YOLSUZLUĞUN OLDUĞU BİR İKTİDAR 10 YILDA MİLLİ GELİRİNİN 1'E 3 ARTTIRABİLİR Mİ?

Erdoğan, "Gün boyuncu iki önemli vurguyu yaptık. Birincisi Türkiye AB üyeliğinde kararlılığını sürdüyor" diyen Erdoğan, "Hiç bir geri adım atmıyoruz. Süreçte bizim açımızdan yavaşlama yok. Bizim şu anda AB bakanımız var. Bundan önce böyle bir şey yoktu. Maalesef AB içinde bazı üyeler üyelik sürecine bazı siyasi engeller çıkarıyor süreci yavaşlatıyorlar. AB sürecimiz bundan sonra da yoğun bir trafikle devam edecektir. Vize muafiyeti noktasında önemli bir adım attık.
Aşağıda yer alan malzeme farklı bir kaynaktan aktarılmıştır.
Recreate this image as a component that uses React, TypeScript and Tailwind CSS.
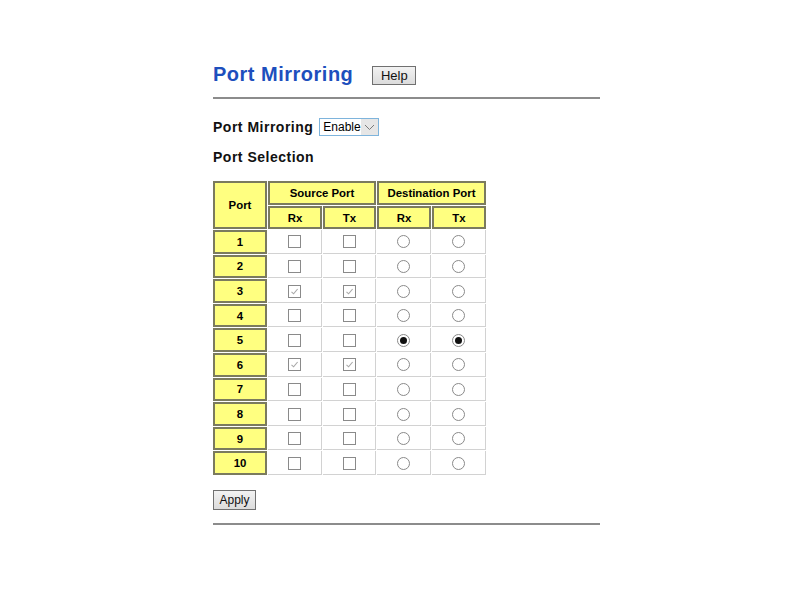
import React from "react";

const ports = [1, 2, 3, 4, 5, 6, 7, 8, 9, 10];
const srcChecked = [3, 6];
const dstChecked = 5;

function Box({ checked }: { checked: boolean }) {
  return (
    <span className="inline-flex items-center justify-center w-[13px] h-[13px] border border-[#8a8a8a] bg-white align-middle">
      {checked && (
        <svg width="9" height="9" viewBox="0 0 9 9">
          <path d="M1.5 4.8 L3.6 6.8 L7.6 2" fill="none" stroke="#a8a8a8" strokeWidth="1.1" />
        </svg>
      )}
    </span>
  );
}

function Radio({ checked }: { checked: boolean }) {
  return (
    <span className="inline-flex items-center justify-center w-[13px] h-[13px] rounded-full border border-[#8a8a8a] bg-white align-middle">
      {checked && <span className="w-[7px] h-[7px] rounded-full bg-[#111]" />}
    </span>
  );
}

const yellow = "bg-[#ffff80] border-2 border-[#7b7b5e] text-[11.4px] font-bold text-black text-center p-0";
const cell = "bg-white border-r border-b border-[#d2d2d2] text-center p-0";

export default function App() {
  return (
    <div className="min-h-[600px] bg-white pl-[213px] pt-[60px]" style={{ fontFamily: '"Liberation Sans", Arial, sans-serif' }}>
      <div className="w-[387px]">
        {/* Title */}
        <div className="flex items-center h-[28px]">
          <h1 className="text-[20px] font-bold text-[#1d4fbd] tracking-[0.5px]">Port Mirroring</h1>
          <button className="ml-[19px] mt-[2px] h-[19px] w-[44px] border border-[#707070] bg-gradient-to-b from-[#f2f2f2] to-[#dcdcdc] text-[13px] text-[#111] leading-none">
            Help
          </button>
        </div>
        <div className="mt-[9px] h-[2px] bg-[#8c8c8c]" />

        {/* Mode */}
        <div className="flex items-center mt-[19px] h-[18px]">
          <span className="text-[14px] font-bold tracking-[0.5px] text-[#111]">Port Mirroring</span>
          <div className="ml-[6px] flex items-center h-[18px] w-[60px] border border-[#7eb4dc] bg-white">
            <span className="pl-[3px] text-[12px] text-black flex-1">Enable</span>
            <span className="w-[17px] h-full flex items-center justify-center bg-[#e6e6e6]">
              <svg width="11" height="7" viewBox="0 0 11 7">
                <path d="M1 1 L5.5 5.5 L10 1" fill="none" stroke="#7a7a7a" strokeWidth="1" />
              </svg>
            </span>
          </div>
        </div>
        <div className="mt-[12px] text-[14px] font-bold tracking-[0.5px] text-[#111] h-[18px] flex items-center">Port Selection</div>

        {/* Table */}
        <table className="mt-[14px] border-separate border-spacing-[1px] -ml-[1px] leading-[14px]">
          <thead>
            <tr className="h-[24px]">
              <th rowSpan={2} className={`${yellow} w-[54px]`}>Port</th>
              <th colSpan={2} className={yellow}>Source Port</th>
              <th colSpan={2} className={yellow}>Destination Port</th>
            </tr>
            <tr className="h-[23px]">
              <th className={`${yellow} w-[54px]`}>Rx</th>
              <th className={`${yellow} w-[53px]`}>Tx</th>
              <th className={`${yellow} w-[54px]`}>Rx</th>
              <th className={`${yellow} w-[54px]`}>Tx</th>
            </tr>
          </thead>
          <tbody>
            {ports.map((p) => (
              <tr key={p} className="h-[23.6px]">
                <td className={yellow}>{p}</td>
                <td className={cell}><Box checked={srcChecked.includes(p)} /></td>
                <td className={cell}><Box checked={srcChecked.includes(p)} /></td>
                <td className={cell}><Radio checked={p === dstChecked} /></td>
                <td className={cell}><Radio checked={p === dstChecked} /></td>
              </tr>
            ))}
          </tbody>
        </table>

        <button className="mt-[14px] h-[20px] w-[43px] border border-[#707070] bg-gradient-to-b from-[#f2f2f2] to-[#dcdcdc] text-[12px] text-[#111] leading-none">
          Apply
        </button>
        <div className="mt-[12px] h-[2px] bg-[#8c8c8c]" />
      </div>
    </div>
  );
}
Sayın Hollande Türkiye'ye geliyor önemli görüşmelerimiz olacak. Merkel ile önemli görüşmelerimiz olacak. Sayın Cumhurbaşkanımız İtalya'ya gidecekler. Bu yoğun trafik daha da yoğunlaşacak. İkinci önemli konu şudur; Avrupa'da Türkiye ile ilgili değerlendirmelerin belli bazı kanalar üzerinden değerlendirildiğini farkettim. Bunu doğru bulmuyorum. Yaşadığmız en son hadiseden yola çıkarak üzerinde durmak istiyorum. 17 Aralık'ta hükümetimize yönelik sinsice bir müdahale yapılmak istendi. Hem Türkiye içinde hem dünyada görüntüde bir yolsuzluk ve rüşvet operasyonu olarak yansıtıldı. Ambalajda yolsuzluk varken alttan alttan başka hesaplar görülmek istendi. Bununla seçmen algısı değiştirilmek isteniyor. Yolsuzluğun olduğu bir iktidar 10 yılda milli gelirinin 1'e 3 arttırabilir mi? Adalette eğitimde enerjide attığımız adımlar...Bütün bunlar bu dönemde yapıldı" dedi.

PARALEL BİR DEVLET YAPILANMASINA MÜSAADE ETMEYECEĞİZ

"Güneş balçıkla sıvanmaz" diyen Erdoğan, "Bunlar istedikleri kadar yolsuzluk desinler. Siz şunu anlatmalısınız. Yasama organı yargıya müdahale etmez. Türkiye'de değişiklik yapılmasına yasama organı karar vermiştir. İnanıyorum ki yarınlar çok daha güçlü olacak. Türkiye yıpratma gayretlerine karşı dik durarak yoluna devam edecek. Biz paralel bir devlet yapılanmasına müsaade etmeyeceğiz. Kim ne derse desin. Bu konuda kararlıyız. Bir ananas devleti kurdurmayız. Paralel devlet yapılanmasına müsaade etmeyeceğiz. Türkiye'de Türkiye Cumhuriyeti vardır" dedi.